We are lucky to be living in a time when forgotten and marginalized stories are being celebrated. I think when it comes to women’s stories, it’s just important to put us back in the historical narrative. All too often our service and courage and grit have been overlooked by the people who wrote the history books and taught the classes. I want to ensure that the women coming of age now, and their daughters and sons, will know and appreciate the importance of women’s roles in history. And yes, The Women definitely is a novel that highlights female friendship. For years, we have seen and read about men’s friendships that are forged in the fire of battle, and women are no different. So many women keep up those friendships, lean on them, for the whole of their lives, and I love to show that. The beating heart of The Women, for all it’s wartime drama and peacetime conflict, is really the friendship of the female combat vets.

Tell us about your library. What’s on your own shelves?

Like any book lover, my house is crowded with books on shelves. They are everywhere! I have fiction shelves and non fiction shelves galore. But I do have some enduring favorites that I always recommend: The Shadow of the Wind by Carlos Ruiz Zafón; One Hundred Years of Solitude by Gabriel García Márquez; The Witching Hour by Anne Rice; and The Prince of Tides by Pat Conroy.

What have you been reading lately, and what would you recommend to other readers?

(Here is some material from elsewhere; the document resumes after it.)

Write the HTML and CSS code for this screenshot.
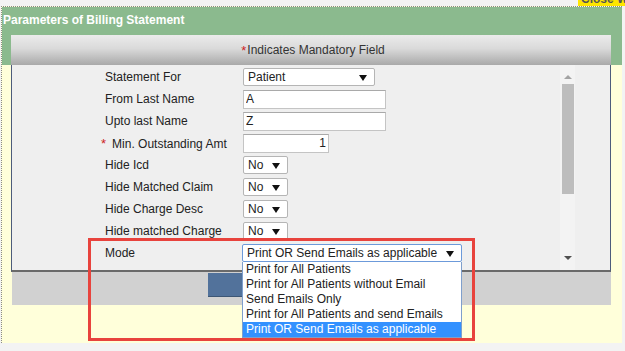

Well, at the moment, I am trying to come up with a new idea, which is surprisingly difficult to do. Following The Women will not be easy. My favorite recent reads are: The Heaven and Earth Grocery Store, All the Colors of the Dark, Demon Copperhead, and The Good Left Undone. Also, there are several Vietnam nurse memoirs that I read in researching The Women that I think are amazing: Healing Wounds: A Vietnam War Combat Nurse’s 10-Year Fight to Win Women a Place of Honor in Washington, D.C. by Diane Carlson Evans; American Daughter Gone to War: On the Front Lines With an Army Nurse in Vietnam by Winnie Smith; and Home Before Morning: The Story of an Army Nurse in Vietnam by Linda Van Devanter.